Ibraimo, o mais velho, afirmou que, no princípio, tinha receio de trabalhar na barraca a atender a pessoas adultas, sobretudo, consumidoras de álcool que, quando ficam embriagadas, proferem palavras insultuosas. Contudo, ele disse que já se sente conformado e feliz com a actividade que desenvolve.
O nosso interlocutor, que ainda alimenta a esperança de se formar e ser professor para ensinar as outras crianças, disse que não é complicado gerir o dinheiro resultante da receita diária, pois está há sensivelmente três anos a fazer aquele trabalho. O mesmo sentimento foi partilhado pelo irmão mais novo, que almeja concluir o ensino secundário para se candidatar ao curso de formação de técnicos de saúde no Instituto de Ciências de Saúde, na cidade de Nampula.

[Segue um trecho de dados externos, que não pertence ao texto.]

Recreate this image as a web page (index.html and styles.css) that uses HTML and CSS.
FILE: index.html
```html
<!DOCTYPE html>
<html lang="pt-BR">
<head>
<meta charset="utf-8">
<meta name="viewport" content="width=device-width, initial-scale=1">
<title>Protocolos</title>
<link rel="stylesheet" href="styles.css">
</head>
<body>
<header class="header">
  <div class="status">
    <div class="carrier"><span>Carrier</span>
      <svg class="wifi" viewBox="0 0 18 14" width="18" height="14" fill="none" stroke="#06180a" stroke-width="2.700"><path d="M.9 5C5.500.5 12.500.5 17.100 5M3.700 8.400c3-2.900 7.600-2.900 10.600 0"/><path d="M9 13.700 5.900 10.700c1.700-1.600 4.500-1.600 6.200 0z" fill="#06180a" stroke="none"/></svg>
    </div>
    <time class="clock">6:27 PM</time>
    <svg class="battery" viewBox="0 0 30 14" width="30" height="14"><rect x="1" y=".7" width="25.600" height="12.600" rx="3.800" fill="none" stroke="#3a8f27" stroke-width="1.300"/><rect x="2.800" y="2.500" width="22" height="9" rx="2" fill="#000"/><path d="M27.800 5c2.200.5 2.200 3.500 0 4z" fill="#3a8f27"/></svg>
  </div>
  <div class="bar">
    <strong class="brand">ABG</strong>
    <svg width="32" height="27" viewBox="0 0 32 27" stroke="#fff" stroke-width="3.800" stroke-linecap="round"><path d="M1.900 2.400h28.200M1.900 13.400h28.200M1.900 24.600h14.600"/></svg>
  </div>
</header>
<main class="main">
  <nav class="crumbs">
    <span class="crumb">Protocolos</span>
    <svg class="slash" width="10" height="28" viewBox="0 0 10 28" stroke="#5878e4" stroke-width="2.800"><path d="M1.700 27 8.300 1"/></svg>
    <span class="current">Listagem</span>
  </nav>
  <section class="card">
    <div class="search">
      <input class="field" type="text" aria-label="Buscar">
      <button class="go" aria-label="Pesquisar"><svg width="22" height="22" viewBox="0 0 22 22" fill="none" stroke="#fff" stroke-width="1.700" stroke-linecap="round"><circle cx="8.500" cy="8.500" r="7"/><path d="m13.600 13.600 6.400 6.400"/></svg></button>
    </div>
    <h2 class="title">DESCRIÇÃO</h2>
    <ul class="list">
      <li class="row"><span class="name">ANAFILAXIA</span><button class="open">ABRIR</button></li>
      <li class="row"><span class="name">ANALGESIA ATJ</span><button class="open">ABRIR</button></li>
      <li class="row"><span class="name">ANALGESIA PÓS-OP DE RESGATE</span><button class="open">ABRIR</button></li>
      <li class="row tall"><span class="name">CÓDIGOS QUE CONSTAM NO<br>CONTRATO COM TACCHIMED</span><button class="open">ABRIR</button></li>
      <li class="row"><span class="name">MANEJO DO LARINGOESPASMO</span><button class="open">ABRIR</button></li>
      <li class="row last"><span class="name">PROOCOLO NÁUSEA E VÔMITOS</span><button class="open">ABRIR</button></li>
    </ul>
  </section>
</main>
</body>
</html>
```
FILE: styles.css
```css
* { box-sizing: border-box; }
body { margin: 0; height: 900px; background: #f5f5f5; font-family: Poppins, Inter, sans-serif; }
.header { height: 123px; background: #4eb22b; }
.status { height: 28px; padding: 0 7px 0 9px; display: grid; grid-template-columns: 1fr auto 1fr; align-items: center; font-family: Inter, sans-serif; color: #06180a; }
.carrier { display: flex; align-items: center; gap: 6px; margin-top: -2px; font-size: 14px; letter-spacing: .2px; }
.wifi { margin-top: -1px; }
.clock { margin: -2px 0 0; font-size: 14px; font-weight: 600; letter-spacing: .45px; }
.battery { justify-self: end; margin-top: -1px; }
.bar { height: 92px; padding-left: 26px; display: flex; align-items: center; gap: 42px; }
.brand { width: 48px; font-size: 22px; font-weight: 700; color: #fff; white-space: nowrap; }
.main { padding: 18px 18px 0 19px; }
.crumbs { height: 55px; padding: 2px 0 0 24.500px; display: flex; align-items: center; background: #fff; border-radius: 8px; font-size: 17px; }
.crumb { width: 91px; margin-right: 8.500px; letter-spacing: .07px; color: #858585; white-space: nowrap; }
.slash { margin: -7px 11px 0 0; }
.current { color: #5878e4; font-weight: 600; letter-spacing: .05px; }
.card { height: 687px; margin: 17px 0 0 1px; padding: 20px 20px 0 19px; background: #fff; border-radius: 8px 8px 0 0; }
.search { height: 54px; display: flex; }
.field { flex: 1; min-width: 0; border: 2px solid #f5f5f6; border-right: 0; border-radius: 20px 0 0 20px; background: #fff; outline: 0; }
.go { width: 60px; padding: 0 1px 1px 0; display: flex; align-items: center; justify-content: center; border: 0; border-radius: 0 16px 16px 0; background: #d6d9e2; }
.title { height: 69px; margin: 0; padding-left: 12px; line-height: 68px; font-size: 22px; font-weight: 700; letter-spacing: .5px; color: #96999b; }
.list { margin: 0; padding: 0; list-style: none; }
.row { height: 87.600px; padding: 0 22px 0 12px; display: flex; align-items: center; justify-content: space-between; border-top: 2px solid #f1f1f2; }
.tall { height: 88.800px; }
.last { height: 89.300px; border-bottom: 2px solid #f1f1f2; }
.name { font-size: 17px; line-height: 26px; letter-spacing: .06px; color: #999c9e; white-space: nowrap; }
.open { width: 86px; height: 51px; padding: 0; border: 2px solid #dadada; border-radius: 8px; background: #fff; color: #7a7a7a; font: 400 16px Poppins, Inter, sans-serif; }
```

Os menores afirmaram que não encontram nenhuma dificuldade em gerir o negócio dos progenitores, apesar de eles sentirem que deviam beneficiar dos mesmos direitos em relação às outras crianças. No que diz respeito ao seu aproveitamento pedagógico, os nossos interlocutores garantiram que não têm problemas nas aulas. As disciplinas de Matemática e Português são as preferidas de Ibraimo, enquanto Hilário gosta de Ciências Naturais e Sociais, incluindo Português.
Crianças na rua
A situação por que estão a passar os menores Ibraimo e Hilário é apenas um exemplo num universo de centenas de crianças. No distrito de Mecubúri, o @ Verdade constatou a existência de muitos petizes que se dedicam ao negócio informal, vendendo diversos produtos, mormente, alimentares. Amendoim torrado, bolinhos de trigo e pão são os principais produtos comercializados. Presentemente, o distrito conta com corrente eléctrica da rede nacional e, devido a esse facto, muitas famílias mandam as crianças para o mercado central para venderem fruta-gelo, sumos, refrigerantes e água.

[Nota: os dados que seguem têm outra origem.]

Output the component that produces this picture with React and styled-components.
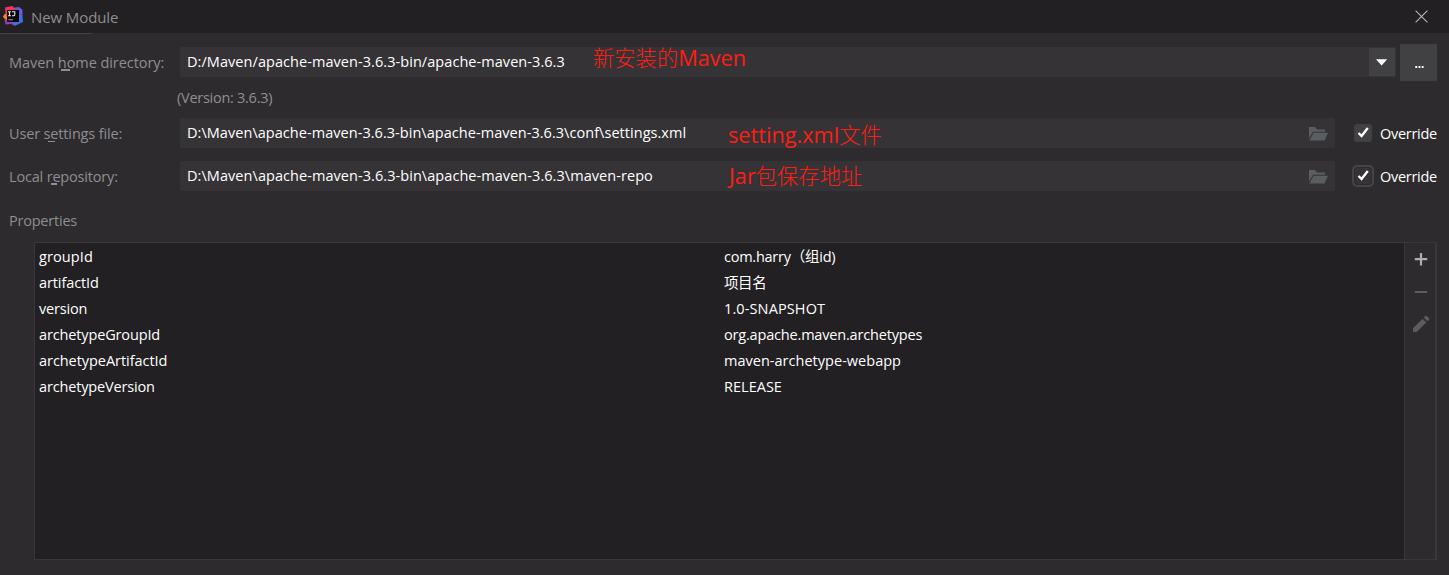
import React from "react";
import styled, { createGlobalStyle } from "styled-components";

const Global = createGlobalStyle`
  * { box-sizing: border-box; }
  body { margin: 0; background: #2d2b2e; }
`;

const Dialog = styled.div`
  height: 575px;
  display: flex;
  flex-direction: column;
  background: #2d2b2e;
  color: #fff;
  font: 14.5px/20px "Open Sans", "Noto Sans CJK SC", sans-serif;
  white-space: pre;
  overflow: hidden;
`;

const TitleBar = styled.header`
  height: 33px;
  flex: none;
  display: flex;
  align-items: center;
  padding: 0 21px 1px 3px;
  background: #222023;
`;

const Title = styled.span`
  flex: 1;
  margin-left: 8px;
  padding-top: 2px;
  font-size: 15px;
  letter-spacing: -0.1px;
  color: #8f8e90;
`;

const Accent = styled.div`
  width: 92px;
  height: 1px;
  flex: none;
  background: #414043;
`;

const Form = styled.section`
  display: flex;
  flex-direction: column;
  padding: 10px 12px 0 9px;
`;

const FormRow = styled.div`
  display: flex;
  align-items: center;
  height: ${(p) => p.$height}px;
  margin-bottom: ${(p) => p.$gap || 0}px;
`;

const Text = styled.span`
  letter-spacing: ${(p) => p.$track || 0}px;
  padding-top: ${(p) => p.$down || 0}px;
`;

const Label = styled(Text)`
  width: 171px;
  flex: none;
  color: #8f8e90;
`;

const Mnemonic = styled.span`
  position: relative;
  &::after {
    content: "";
    position: absolute;
    left: ${(p) => p.$inset || 0}px;
    bottom: ${(p) => p.$drop || 0}px;
    width: ${(p) => p.$width}px;
    height: ${(p) => p.$thick || 1}px;
    background: #8f8e90;
  }
`;

const Version = styled(Text)`
  margin: 7px 0 10px 168px;
  color: #8f8e90;
`;

const Field = styled.div`
  width: ${(p) => p.$width}px;
  height: 30px;
  flex: none;
  display: flex;
  align-items: center;
  padding-left: 7px;
  background: #353336;
  border-radius: 1px;
`;

const ComboField = styled(Field)`
  margin-bottom: 1px;
`;

const FieldValue = styled(Text)`
  width: ${(p) => p.$width}px;
  flex: none;
`;

const Note = styled.span`
  flex: 1;
  display: flex;
  align-items: baseline;
  padding-top: ${(p) => p.$down || 0}px;
  padding-bottom: ${(p) => p.$up || 0}px;
  font-size: 21.7px;
  line-height: 28px;
  color: #ff1d13;
`;

const Han = styled.span`
  font-family: "Noto Sans CJK SC", sans-serif;
  font-weight: 300;
  font-size: 21.3px;
`;

const DropButton = styled.div`
  width: 26px;
  height: 28px;
  margin-right: 1px;
  display: flex;
  align-items: center;
  justify-content: center;
  background: #414043;
`;

const MoreButton = styled.div`
  width: 37px;
  height: 37px;
  margin-left: 4px;
  display: flex;
  align-items: center;
  justify-content: center;
  padding-top: 3px;
  background: #414043;
`;

const FolderSlot = styled.div`
  width: 26px;
  padding-top: 1px;
  display: flex;
`;

const Check = styled.div`
  width: 22px;
  height: 22px;
  flex: none;
  margin: 0 6px 0 17px;
  display: flex;
  align-items: center;
  justify-content: center;
  border-radius: 5px;
  background: ${(p) => (p.$focused ? "#454447" : "transparent")};
`;

const CheckBox = styled.div`
  width: 18px;
  height: 18px;
  display: flex;
  align-items: center;
  justify-content: center;
  border-radius: 3px;
  background: ${(p) => (p.$focused ? "#353336" : "#414043")};
  border: ${(p) => (p.$focused ? "1px solid #2d2b2e" : "none")};
`;

const Heading = styled(Text)`
  margin-top: 20px;
  color: #8f8e90;
`;

const Panel = styled.section`
  width: 1403px;
  height: 318px;
  margin: 11px 0 0 34px;
  display: flex;
  border: 1px solid #39373a;
  border-right-width: 2px;
`;

const Table = styled.div`
  flex: 1;
  display: grid;
  grid-template-columns: 685px 1fr;
  grid-auto-rows: 26px;
  align-items: center;
  padding: 1px 0 0 4px;
  background: #222023;
`;

const Tools = styled.aside`
  width: 31px;
  display: flex;
  flex-direction: column;
  align-items: center;
  padding: 8px 0 0 1px;
  gap: 16px;
  border-left: 1px solid #39373a;
`;

const AppLogo = () => (
  <svg width="20" height="20" viewBox="0 0 20 20">
    <path d="M2 1.500 9 0l4 3-3 13-8.500-3L0 10.500l2.500-3z" fill="#fc2f5d" />
    <path d="M0 10.500 2.200 7.500 5 12l-2 2z" fill="#f98419" />
    <path d="M1.500 14 10 14l1 5.500-3-1.500-5.500.500z" fill="#9a3ab0" />
    <path d="M12 1.500 19 3l1 13-8.500 4-3-5z" fill="#3d70e0" />
    <path d="M12 1.500 16 1l3.500 3-.5 7-4-5z" fill="#6a58da" />
    <rect x="4" y="4" width="12" height="12" fill="#080808" />
    <path d="M5 5.700h3M6.500 5.700v4M5 9.700h3M9 5.700h2.800v2.800q0 1.200-1.200 1.200h-1.600" fill="none" stroke="#e8e8e8" strokeWidth="1.100" />
    <path d="M5.500 13.800h4.500" stroke="#aaa" strokeWidth="1" />
  </svg>
);

const CloseIcon = () => (
  <svg width="13" height="13" viewBox="0 0 13 13">
    <path d="M.6.600l11.800 11.800M12.400.600.600 12.400" stroke="#b4b3b5" strokeWidth="1.150" />
  </svg>
);

const FolderIcon = () => (
  <svg width="19" height="14" viewBox="0 0 19 14">
    <path d="M0 0h6l2 2.500h8v2.200H4L0 11.500z" fill="#5b5e61" />
    <path d="M4.600 5.700H19L15.500 13.500H.3z" fill="#5b5e61" />
  </svg>
);

const Tick = () => (
  <svg width="12" height="12" viewBox="0 0 12 12">
    <path d="M1.500 6 4.600 9 10.800 1" fill="none" stroke="#fff" strokeWidth="2.400" />
  </svg>
);

const Arrow = () => (
  <svg width="12" height="7" viewBox="0 0 12 7">
    <path d="M0 .200h11.200L5.600 6.600z" fill="#fff" />
  </svg>
);

const Dots = () => (
  <svg width="10" height="10" viewBox="0 0 10 10">
    <path d="M1.300 7h1.900v2H1.300zM4.500 7h1.900v2h-1.900zM7.700 7h1.900v2h-1.900z" fill="#fff" />
  </svg>
);

const PlusIcon = () => (
  <svg width="16" height="16" viewBox="0 0 16 16">
    <path d="M8 2v12.500M1.800 8.200h12.500" stroke="#adacae" strokeWidth="2.200" />
  </svg>
);

const MinusIcon = () => (
  <svg width="16" height="16" viewBox="0 0 16 16">
    <path d="M1.800 9h12.500" stroke="#5c5b5d" strokeWidth="2" />
  </svg>
);

const PencilIcon = () => (
  <svg width="18" height="18" viewBox="0 0 18 18">
    <path d="M1 13.300 10.600 3.700l3.700 3.700L4.700 17H1z" fill="#5c5b5d" />
    <path d="m11.700 2.600 1.600-1.600q.7-.6 1.400 0l2.300 2.300q.6.700 0 1.400l-1.600 1.600z" fill="#5c5b5d" />
  </svg>
);

const Override = ({ focused }) => (
  <>
    <Check $focused={focused}>
      <CheckBox $focused={focused}><Tick /></CheckBox>
    </Check>
    <Text $track={-0.28} $down={2}>Override</Text>
  </>
);

const properties = [
  ["groupId", 0.1, <>com.harry（组id)</>, -0.25],
  ["artifactId", -0.1, "项目名", -0.4],
  ["version", -0.18, "1.0-SNAPSHOT", 0.12],
  ["archetypeGroupId", -0.14, "org.apache.maven.archetypes", -0.18],
  ["archetypeArtifactId", -0.05, "maven-archetype-webapp", 0.02],
  ["archetypeVersion", -0.16, "RELEASE", 0.02],
];

export default function App() {
  return (
    <Dialog>
      <Global />
      <TitleBar>
        <AppLogo />
        <Title>New Module</Title>
        <CloseIcon />
      </TitleBar>
      <Accent />
      <Form>
        <FormRow $height={37}>
          <Label $track={-0.06}>Maven <Mnemonic $inset={3} $drop={1} $width={9} $thick={2}>h</Mnemonic>ome directory:</Label>
          <ComboField $width={1216}>
            <FieldValue $width={406} $track={0.06}>D:/Maven/apache-maven-3.6.3-bin/apache-maven-3.6.3</FieldValue>
            <Note $up={9}><Han>新安装的</Han>Maven</Note>
            <DropButton><Arrow /></DropButton>
          </ComboField>
          <MoreButton><Dots /></MoreButton>
        </FormRow>
        <Version $track={-0.27}>(Version: 3.6.3)</Version>
        <FormRow $height={30} $gap={13}>
          <Label $track={-0.15} $down={2}>User s<Mnemonic $inset={-2} $drop={1} $width={7}>e</Mnemonic>ttings file:</Label>
          <Field $width={1155}>
            <FieldValue $width={541} $track={0.045}>{"D:\\Maven\\apache-maven-3.6.3-bin\\apache-maven-3.6.3\\conf\\settings.xml"}</FieldValue>
            <Note $down={2}>setting.xml<Han>文件</Han></Note>
            <FolderSlot><FolderIcon /></FolderSlot>
          </Field>
          <Override />
        </FormRow>
        <FormRow $height={30}>
          <Label $track={-0.18} $down={2}>Local r<Mnemonic $inset={-1} $drop={1} $width={6} $thick={2}>e</Mnemonic>pository:</Label>
          <Field $width={1155}>
            <FieldValue $width={542} $track={0.06}>{"D:\\Maven\\apache-maven-3.6.3-bin\\apache-maven-3.6.3\\maven-repo"}</FieldValue>
            <Note $up={2}>Jar<Han>包保存地址</Han></Note>
            <FolderSlot><FolderIcon /></FolderSlot>
          </Field>
          <Override focused />
        </FormRow>
        <Heading $track={-0.22}>Properties</Heading>
      </Form>
      <Panel>
        <Table>
          {properties.map(([name, nameTrack, value, valueTrack]) => (
            <React.Fragment key={name}>
              <Text $track={nameTrack}>{name}</Text>
              <Text $track={valueTrack}>{value}</Text>
            </React.Fragment>
          ))}
        </Table>
        <Tools>
          <PlusIcon />
          <MinusIcon />
          <PencilIcon />
        </Tools>
      </Panel>
    </Dialog>
  );
}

O trabalho infantil é preocupante no distrito
Sem avançar dados estatísticos, o administrador do distrito de Mecubúri, Hilário Anapakala, disse que a situação relacionada com a exploração da mão-de-obra infantil é preocupante naquela região da província de Nampula.
“De facto, existem muitas crianças que não recebem incentivos por parte dos pais e encarregados de educação no sentido de frequentarem o ensino, estando a usá-las noutras actividades”, disse.
Segundo Anapakala, trata-se de menores que deixam de brincar para se dedicarem a actividades de comércio informal, venda de bebidas alcoólicas, trabalhos da machamba, entre outras tarefas. Para inverter a situação, o administrador garantiu que o governo distrital está a desdobrar-se em acções que consistem na divulgação da legislação sobre a defesa dos direitos das crianças nas escolas, nas comunidades e noutros locais visando abranger a maior parte do grupo-alvo e desencorajar acções que concorrem para que as crianças não frequentem a escola.
“Todas as crianças têm como a actividade principal ir à escola. Defendemos isso, partindo do princípio de que o ensino primário, ou seja, da 1ª à 7ª classe é, efectivamente, gratuito”, precisou Anapakala, tendo acrescentado que é importante que os pais e encarregados de educação dos menores obriguem os educandos a ir à escola sem usá-los em actividades laborais.
O administrador de Mecubúri manifestou a sua insatisfação em relação aos resultados das referidas campanhas, porque os objectivos estão a ser alcançados de forma muito lenta dado o elevado número de casos de crianças nas ruas. “Há, de facto, insensibilidade por parte dos responsáveis pela educação das crianças”, disse.
As autoridades administrativas de Mecubúri mostram-se incapazes de lançar rusgas contra a situação da exploração da mão-de-obra infantil, porque a situação acontece no circuito familiar, onde o governo tem pouco poder. O que está a acontecer é que o distrito se desdobra em campanhas de sensibilização com vista à mudança de mentalidade por parte dos habitantes.